Task statement: Reproduce the data below in full and exclude every picture.

__________

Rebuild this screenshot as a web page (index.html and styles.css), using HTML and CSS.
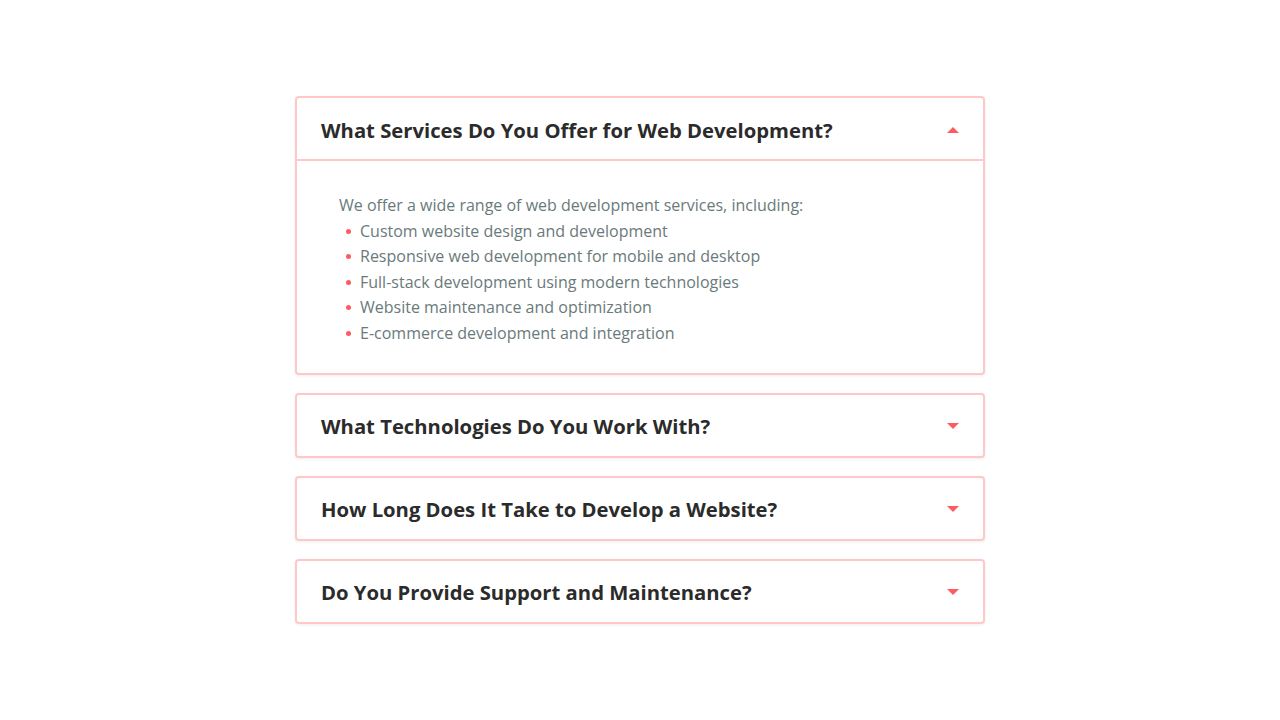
FILE: index.html
```html
<!DOCTYPE html>
<html lang="en">
<head>
<meta charset="utf-8">
<title>FAQ</title>
<link rel="stylesheet" href="styles.css">
</head>
<body>
<main class="faq">
  <section class="item open">
    <div class="head">
      <h3 class="q">What Services Do You Offer for Web Development?</h3>
      <span class="arrow up"></span>
    </div>
    <div class="body">
      <p class="intro">We offer a wide range of web development services, including:</p>
      <ul class="list">
        <li>Custom website design and development</li>
        <li>Responsive web development for mobile and desktop</li>
        <li>Full-stack development using modern technologies</li>
        <li>Website maintenance and optimization</li>
        <li>E-commerce development and integration</li>
      </ul>
    </div>
  </section>
  <section class="item">
    <div class="head">
      <h3 class="q">What Technologies Do You Work With?</h3>
      <span class="arrow"></span>
    </div>
  </section>
  <section class="item">
    <div class="head">
      <h3 class="q">How Long Does It Take to Develop a Website?</h3>
      <span class="arrow"></span>
    </div>
  </section>
  <section class="item">
    <div class="head">
      <h3 class="q">Do You Provide Support and Maintenance?</h3>
      <span class="arrow"></span>
    </div>
  </section>
</main>
</body>
</html>
```
FILE: styles.css
```css
* { box-sizing: border-box; }
html, body { margin: 0; padding: 0; }
body {
  min-height: 100vh;
  display: flex;
  align-items: center;
  justify-content: center;
  background: #ffffff;
  font-family: "Open Sans", "Noto Sans", sans-serif;
}
.faq {
  width: 690px;
  display: flex;
  flex-direction: column;
  gap: 18px;
}
.item {
  border: 2px solid #ffc8c8;
  border-radius: 4px;
  background: #fff;
  box-shadow: 0 1px 3px rgba(0,0,0,0.07);
}
.head {
  height: 61px;
  display: flex;
  align-items: center;
  justify-content: space-between;
  padding: 0 24px;
}
.open .head {
  border-bottom: 2px solid #ffc8c8;
  height: 63px;
  padding-top: 2px;
}
.q {
  margin: 0;
  font-size: 20.25px;
  font-weight: 700;
  color: #2b2b2b;
}
.arrow {
  width: 0; height: 0;
  border-left: 6px solid transparent;
  border-right: 6px solid transparent;
  border-top: 6px solid #ff5a5f;
}
.arrow.up {
  border-top: 0;
  border-bottom: 6px solid #ff5a5f;
}
.body {
  padding: 32px 41px 27px 42px;
  color: #6a7a7b;
  font-size: 16px;
  line-height: 25.5px;
}
.intro { margin: 0; }
.list {
  margin: 0;
  padding: 0;
  list-style: none;
}
.list li {
  display: flex;
  align-items: center;
  gap: 9px;
  padding-left: 7px;
}
.list li::before {
  content: "";
  width: 5px; height: 5px;
  border-radius: 50%;
  background: #ff5a5f;
  flex: none;
}
```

__________

Problem solution:
Rebuild this screenshot as a web page (index.html and styles.css), using HTML and CSS.
FILE: index.html
```html
<!DOCTYPE html>
<html lang="en">
<head>
<meta charset="utf-8">
<title>FAQ</title>
<link rel="stylesheet" href="styles.css">
</head>
<body>
<main class="faq">
  <section class="item open">
    <div class="head">
      <h3 class="q">What Services Do You Offer for Web Development?</h3>
      <span class="arrow up"></span>
    </div>
    <div class="body">
      <p class="intro">We offer a wide range of web development services, including:</p>
      <ul class="list">
        <li>Custom website design and development</li>
        <li>Responsive web development for mobile and desktop</li>
        <li>Full-stack development using modern technologies</li>
        <li>Website maintenance and optimization</li>
        <li>E-commerce development and integration</li>
      </ul>
    </div>
  </section>
  <section class="item">
    <div class="head">
      <h3 class="q">What Technologies Do You Work With?</h3>
      <span class="arrow"></span>
    </div>
  </section>
  <section class="item">
    <div class="head">
      <h3 class="q">How Long Does It Take to Develop a Website?</h3>
      <span class="arrow"></span>
    </div>
  </section>
  <section class="item">
    <div class="head">
      <h3 class="q">Do You Provide Support and Maintenance?</h3>
      <span class="arrow"></span>
    </div>
  </section>
</main>
</body>
</html>
```
FILE: styles.css
```css
* { box-sizing: border-box; }
html, body { margin: 0; padding: 0; }
body {
  min-height: 100vh;
  display: flex;
  align-items: center;
  justify-content: center;
  background: #ffffff;
  font-family: "Open Sans", "Noto Sans", sans-serif;
}
.faq {
  width: 690px;
  display: flex;
  flex-direction: column;
  gap: 18px;
}
.item {
  border: 2px solid #ffc8c8;
  border-radius: 4px;
  background: #fff;
  box-shadow: 0 1px 3px rgba(0,0,0,0.07);
}
.head {
  height: 61px;
  display: flex;
  align-items: center;
  justify-content: space-between;
  padding: 0 24px;
}
.open .head {
  border-bottom: 2px solid #ffc8c8;
  height: 63px;
  padding-top: 2px;
}
.q {
  margin: 0;
  font-size: 20.25px;
  font-weight: 700;
  color: #2b2b2b;
}
.arrow {
  width: 0; height: 0;
  border-left: 6px solid transparent;
  border-right: 6px solid transparent;
  border-top: 6px solid #ff5a5f;
}
.arrow.up {
  border-top: 0;
  border-bottom: 6px solid #ff5a5f;
}
.body {
  padding: 32px 41px 27px 42px;
  color: #6a7a7b;
  font-size: 16px;
  line-height: 25.5px;
}
.intro { margin: 0; }
.list {
  margin: 0;
  padding: 0;
  list-style: none;
}
.list li {
  display: flex;
  align-items: center;
  gap: 9px;
  padding-left: 7px;
}
.list li::before {
  content: "";
  width: 5px; height: 5px;
  border-radius: 50%;
  background: #ff5a5f;
  flex: none;
}
```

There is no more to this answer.